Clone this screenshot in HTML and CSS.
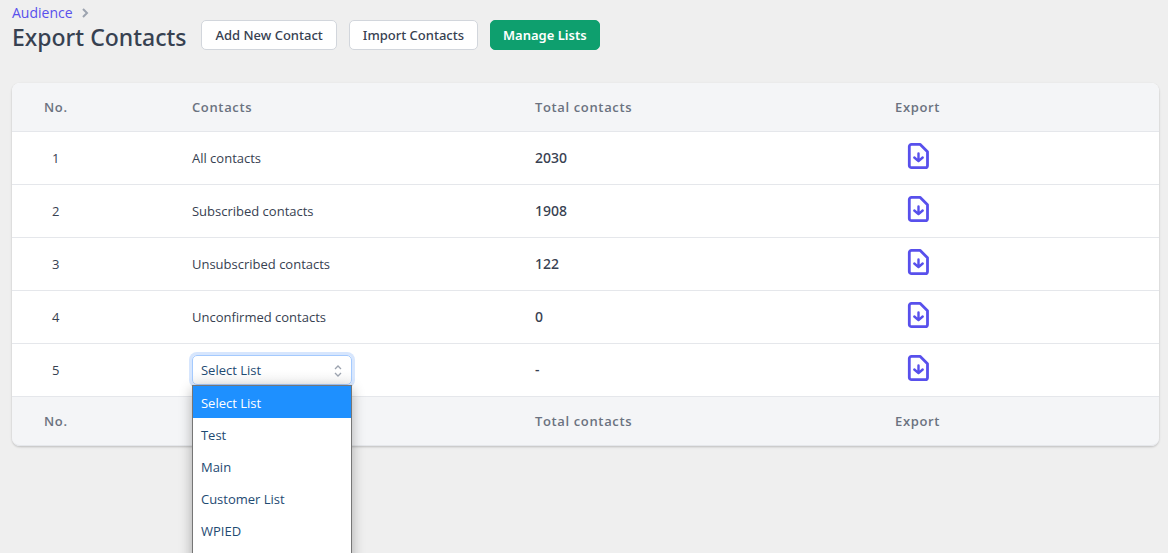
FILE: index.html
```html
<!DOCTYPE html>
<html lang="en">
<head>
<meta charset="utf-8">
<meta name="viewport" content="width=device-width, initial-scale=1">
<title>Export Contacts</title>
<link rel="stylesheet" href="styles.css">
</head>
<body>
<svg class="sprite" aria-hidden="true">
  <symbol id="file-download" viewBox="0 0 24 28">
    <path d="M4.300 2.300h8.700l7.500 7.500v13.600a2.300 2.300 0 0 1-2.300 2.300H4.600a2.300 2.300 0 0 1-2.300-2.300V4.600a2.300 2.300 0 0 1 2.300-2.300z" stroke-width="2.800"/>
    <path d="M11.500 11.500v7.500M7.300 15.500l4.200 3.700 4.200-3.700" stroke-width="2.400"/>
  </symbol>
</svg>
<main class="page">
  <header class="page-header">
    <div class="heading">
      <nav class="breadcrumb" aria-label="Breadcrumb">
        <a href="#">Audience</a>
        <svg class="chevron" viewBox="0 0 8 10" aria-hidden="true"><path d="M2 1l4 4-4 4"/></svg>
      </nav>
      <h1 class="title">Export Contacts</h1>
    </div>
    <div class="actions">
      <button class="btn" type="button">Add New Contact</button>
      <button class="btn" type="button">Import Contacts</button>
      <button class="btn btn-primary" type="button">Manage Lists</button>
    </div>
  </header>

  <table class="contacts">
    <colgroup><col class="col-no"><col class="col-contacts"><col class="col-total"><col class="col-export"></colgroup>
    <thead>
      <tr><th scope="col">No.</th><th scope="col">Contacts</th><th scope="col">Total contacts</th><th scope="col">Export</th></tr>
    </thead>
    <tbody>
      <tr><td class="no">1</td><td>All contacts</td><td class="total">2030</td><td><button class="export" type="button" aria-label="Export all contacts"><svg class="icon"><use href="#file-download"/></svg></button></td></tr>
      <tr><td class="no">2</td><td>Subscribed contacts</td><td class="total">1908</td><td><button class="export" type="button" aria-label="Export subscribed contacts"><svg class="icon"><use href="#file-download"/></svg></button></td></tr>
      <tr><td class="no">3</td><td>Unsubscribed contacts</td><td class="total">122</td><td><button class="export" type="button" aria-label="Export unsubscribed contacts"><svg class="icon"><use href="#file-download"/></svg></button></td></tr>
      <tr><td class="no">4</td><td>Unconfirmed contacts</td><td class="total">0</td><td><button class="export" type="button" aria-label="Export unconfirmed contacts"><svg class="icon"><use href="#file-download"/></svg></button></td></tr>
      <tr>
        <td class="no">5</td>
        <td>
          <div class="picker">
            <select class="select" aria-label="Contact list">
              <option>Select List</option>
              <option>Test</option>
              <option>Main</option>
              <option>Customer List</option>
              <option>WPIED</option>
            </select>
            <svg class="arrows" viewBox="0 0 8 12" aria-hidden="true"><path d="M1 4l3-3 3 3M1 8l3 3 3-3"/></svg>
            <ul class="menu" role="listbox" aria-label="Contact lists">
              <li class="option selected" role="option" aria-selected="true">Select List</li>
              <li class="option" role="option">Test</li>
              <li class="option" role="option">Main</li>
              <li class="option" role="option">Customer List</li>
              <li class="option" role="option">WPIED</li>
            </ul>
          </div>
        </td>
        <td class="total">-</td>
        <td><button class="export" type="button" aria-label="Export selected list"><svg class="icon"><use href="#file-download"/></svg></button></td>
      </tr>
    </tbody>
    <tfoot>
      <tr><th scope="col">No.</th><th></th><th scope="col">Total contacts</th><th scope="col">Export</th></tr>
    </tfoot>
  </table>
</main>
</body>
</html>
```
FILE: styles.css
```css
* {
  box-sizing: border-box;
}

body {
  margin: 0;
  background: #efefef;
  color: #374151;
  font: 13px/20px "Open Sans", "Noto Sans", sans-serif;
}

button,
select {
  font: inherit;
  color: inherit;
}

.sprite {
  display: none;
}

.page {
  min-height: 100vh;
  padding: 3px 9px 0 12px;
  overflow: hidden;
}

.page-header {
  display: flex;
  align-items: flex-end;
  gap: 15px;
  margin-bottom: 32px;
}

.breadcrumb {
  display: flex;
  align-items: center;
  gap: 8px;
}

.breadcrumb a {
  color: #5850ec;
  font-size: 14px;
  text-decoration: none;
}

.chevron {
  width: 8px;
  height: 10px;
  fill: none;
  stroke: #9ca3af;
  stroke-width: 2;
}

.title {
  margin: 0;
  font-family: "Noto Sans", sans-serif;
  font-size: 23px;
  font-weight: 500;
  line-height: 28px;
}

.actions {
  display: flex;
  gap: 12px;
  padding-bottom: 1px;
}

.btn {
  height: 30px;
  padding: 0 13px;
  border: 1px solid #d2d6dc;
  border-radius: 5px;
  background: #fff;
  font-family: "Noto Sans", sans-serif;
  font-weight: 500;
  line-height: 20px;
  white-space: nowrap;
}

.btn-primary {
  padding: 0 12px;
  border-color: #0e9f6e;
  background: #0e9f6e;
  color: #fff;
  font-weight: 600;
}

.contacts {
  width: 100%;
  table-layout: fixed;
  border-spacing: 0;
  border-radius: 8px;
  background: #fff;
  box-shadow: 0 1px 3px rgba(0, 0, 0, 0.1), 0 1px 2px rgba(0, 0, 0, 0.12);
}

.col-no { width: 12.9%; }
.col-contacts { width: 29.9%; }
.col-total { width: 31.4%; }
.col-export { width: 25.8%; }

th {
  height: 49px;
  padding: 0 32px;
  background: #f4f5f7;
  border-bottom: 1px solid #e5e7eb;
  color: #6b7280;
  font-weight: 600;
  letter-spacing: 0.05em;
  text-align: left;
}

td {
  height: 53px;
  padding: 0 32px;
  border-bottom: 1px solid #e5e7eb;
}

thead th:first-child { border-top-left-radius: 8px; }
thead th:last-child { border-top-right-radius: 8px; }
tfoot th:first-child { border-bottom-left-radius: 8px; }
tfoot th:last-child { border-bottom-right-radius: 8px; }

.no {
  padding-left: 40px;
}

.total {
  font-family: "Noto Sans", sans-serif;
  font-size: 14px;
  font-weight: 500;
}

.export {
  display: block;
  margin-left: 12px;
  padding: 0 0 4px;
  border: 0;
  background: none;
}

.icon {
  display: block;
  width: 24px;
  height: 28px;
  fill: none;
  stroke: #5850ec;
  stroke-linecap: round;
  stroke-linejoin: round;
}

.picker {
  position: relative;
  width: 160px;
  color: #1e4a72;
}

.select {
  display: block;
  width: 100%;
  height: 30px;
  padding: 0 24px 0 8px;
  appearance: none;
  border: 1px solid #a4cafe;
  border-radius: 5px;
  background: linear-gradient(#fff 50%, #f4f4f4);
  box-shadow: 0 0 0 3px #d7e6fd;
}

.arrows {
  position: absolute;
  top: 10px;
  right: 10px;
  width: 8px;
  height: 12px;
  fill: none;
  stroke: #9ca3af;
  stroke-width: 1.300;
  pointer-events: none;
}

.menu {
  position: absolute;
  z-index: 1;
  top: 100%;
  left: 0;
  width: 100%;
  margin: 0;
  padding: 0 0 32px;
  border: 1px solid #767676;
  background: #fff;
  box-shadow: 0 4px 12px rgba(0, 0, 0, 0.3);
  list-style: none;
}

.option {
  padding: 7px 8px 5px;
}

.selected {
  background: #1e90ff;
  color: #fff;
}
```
☆ ☆ ☆ ☆ ☆
Copy the listing over exactly, skipping the pictures it holds.

> **FINISHED ANSWER**
Clone this screenshot in HTML and CSS.
FILE: index.html
```html
<!DOCTYPE html>
<html lang="en">
<head>
<meta charset="utf-8">
<meta name="viewport" content="width=device-width, initial-scale=1">
<title>Export Contacts</title>
<link rel="stylesheet" href="styles.css">
</head>
<body>
<svg class="sprite" aria-hidden="true">
  <symbol id="file-download" viewBox="0 0 24 28">
    <path d="M4.300 2.300h8.700l7.500 7.500v13.600a2.300 2.300 0 0 1-2.300 2.300H4.600a2.300 2.300 0 0 1-2.300-2.300V4.600a2.300 2.300 0 0 1 2.300-2.300z" stroke-width="2.800"/>
    <path d="M11.500 11.500v7.500M7.300 15.500l4.200 3.700 4.200-3.700" stroke-width="2.400"/>
  </symbol>
</svg>
<main class="page">
  <header class="page-header">
    <div class="heading">
      <nav class="breadcrumb" aria-label="Breadcrumb">
        <a href="#">Audience</a>
        <svg class="chevron" viewBox="0 0 8 10" aria-hidden="true"><path d="M2 1l4 4-4 4"/></svg>
      </nav>
      <h1 class="title">Export Contacts</h1>
    </div>
    <div class="actions">
      <button class="btn" type="button">Add New Contact</button>
      <button class="btn" type="button">Import Contacts</button>
      <button class="btn btn-primary" type="button">Manage Lists</button>
    </div>
  </header>

  <table class="contacts">
    <colgroup><col class="col-no"><col class="col-contacts"><col class="col-total"><col class="col-export"></colgroup>
    <thead>
      <tr><th scope="col">No.</th><th scope="col">Contacts</th><th scope="col">Total contacts</th><th scope="col">Export</th></tr>
    </thead>
    <tbody>
      <tr><td class="no">1</td><td>All contacts</td><td class="total">2030</td><td><button class="export" type="button" aria-label="Export all contacts"><svg class="icon"><use href="#file-download"/></svg></button></td></tr>
      <tr><td class="no">2</td><td>Subscribed contacts</td><td class="total">1908</td><td><button class="export" type="button" aria-label="Export subscribed contacts"><svg class="icon"><use href="#file-download"/></svg></button></td></tr>
      <tr><td class="no">3</td><td>Unsubscribed contacts</td><td class="total">122</td><td><button class="export" type="button" aria-label="Export unsubscribed contacts"><svg class="icon"><use href="#file-download"/></svg></button></td></tr>
      <tr><td class="no">4</td><td>Unconfirmed contacts</td><td class="total">0</td><td><button class="export" type="button" aria-label="Export unconfirmed contacts"><svg class="icon"><use href="#file-download"/></svg></button></td></tr>
      <tr>
        <td class="no">5</td>
        <td>
          <div class="picker">
            <select class="select" aria-label="Contact list">
              <option>Select List</option>
              <option>Test</option>
              <option>Main</option>
              <option>Customer List</option>
              <option>WPIED</option>
            </select>
            <svg class="arrows" viewBox="0 0 8 12" aria-hidden="true"><path d="M1 4l3-3 3 3M1 8l3 3 3-3"/></svg>
            <ul class="menu" role="listbox" aria-label="Contact lists">
              <li class="option selected" role="option" aria-selected="true">Select List</li>
              <li class="option" role="option">Test</li>
              <li class="option" role="option">Main</li>
              <li class="option" role="option">Customer List</li>
              <li class="option" role="option">WPIED</li>
            </ul>
          </div>
        </td>
        <td class="total">-</td>
        <td><button class="export" type="button" aria-label="Export selected list"><svg class="icon"><use href="#file-download"/></svg></button></td>
      </tr>
    </tbody>
    <tfoot>
      <tr><th scope="col">No.</th><th></th><th scope="col">Total contacts</th><th scope="col">Export</th></tr>
    </tfoot>
  </table>
</main>
</body>
</html>
```
FILE: styles.css
```css
* {
  box-sizing: border-box;
}

body {
  margin: 0;
  background: #efefef;
  color: #374151;
  font: 13px/20px "Open Sans", "Noto Sans", sans-serif;
}

button,
select {
  font: inherit;
  color: inherit;
}

.sprite {
  display: none;
}

.page {
  min-height: 100vh;
  padding: 3px 9px 0 12px;
  overflow: hidden;
}

.page-header {
  display: flex;
  align-items: flex-end;
  gap: 15px;
  margin-bottom: 32px;
}

.breadcrumb {
  display: flex;
  align-items: center;
  gap: 8px;
}

.breadcrumb a {
  color: #5850ec;
  font-size: 14px;
  text-decoration: none;
}

.chevron {
  width: 8px;
  height: 10px;
  fill: none;
  stroke: #9ca3af;
  stroke-width: 2;
}

.title {
  margin: 0;
  font-family: "Noto Sans", sans-serif;
  font-size: 23px;
  font-weight: 500;
  line-height: 28px;
}

.actions {
  display: flex;
  gap: 12px;
  padding-bottom: 1px;
}

.btn {
  height: 30px;
  padding: 0 13px;
  border: 1px solid #d2d6dc;
  border-radius: 5px;
  background: #fff;
  font-family: "Noto Sans", sans-serif;
  font-weight: 500;
  line-height: 20px;
  white-space: nowrap;
}

.btn-primary {
  padding: 0 12px;
  border-color: #0e9f6e;
  background: #0e9f6e;
  color: #fff;
  font-weight: 600;
}

.contacts {
  width: 100%;
  table-layout: fixed;
  border-spacing: 0;
  border-radius: 8px;
  background: #fff;
  box-shadow: 0 1px 3px rgba(0, 0, 0, 0.1), 0 1px 2px rgba(0, 0, 0, 0.12);
}

.col-no { width: 12.9%; }
.col-contacts { width: 29.9%; }
.col-total { width: 31.4%; }
.col-export { width: 25.8%; }

th {
  height: 49px;
  padding: 0 32px;
  background: #f4f5f7;
  border-bottom: 1px solid #e5e7eb;
  color: #6b7280;
  font-weight: 600;
  letter-spacing: 0.05em;
  text-align: left;
}

td {
  height: 53px;
  padding: 0 32px;
  border-bottom: 1px solid #e5e7eb;
}

thead th:first-child { border-top-left-radius: 8px; }
thead th:last-child { border-top-right-radius: 8px; }
tfoot th:first-child { border-bottom-left-radius: 8px; }
tfoot th:last-child { border-bottom-right-radius: 8px; }

.no {
  padding-left: 40px;
}

.total {
  font-family: "Noto Sans", sans-serif;
  font-size: 14px;
  font-weight: 500;
}

.export {
  display: block;
  margin-left: 12px;
  padding: 0 0 4px;
  border: 0;
  background: none;
}

.icon {
  display: block;
  width: 24px;
  height: 28px;
  fill: none;
  stroke: #5850ec;
  stroke-linecap: round;
  stroke-linejoin: round;
}

.picker {
  position: relative;
  width: 160px;
  color: #1e4a72;
}

.select {
  display: block;
  width: 100%;
  height: 30px;
  padding: 0 24px 0 8px;
  appearance: none;
  border: 1px solid #a4cafe;
  border-radius: 5px;
  background: linear-gradient(#fff 50%, #f4f4f4);
  box-shadow: 0 0 0 3px #d7e6fd;
}

.arrows {
  position: absolute;
  top: 10px;
  right: 10px;
  width: 8px;
  height: 12px;
  fill: none;
  stroke: #9ca3af;
  stroke-width: 1.300;
  pointer-events: none;
}

.menu {
  position: absolute;
  z-index: 1;
  top: 100%;
  left: 0;
  width: 100%;
  margin: 0;
  padding: 0 0 32px;
  border: 1px solid #767676;
  background: #fff;
  box-shadow: 0 4px 12px rgba(0, 0, 0, 0.3);
  list-style: none;
}

.option {
  padding: 7px 8px 5px;
}

.selected {
  background: #1e90ff;
  color: #fff;
}
```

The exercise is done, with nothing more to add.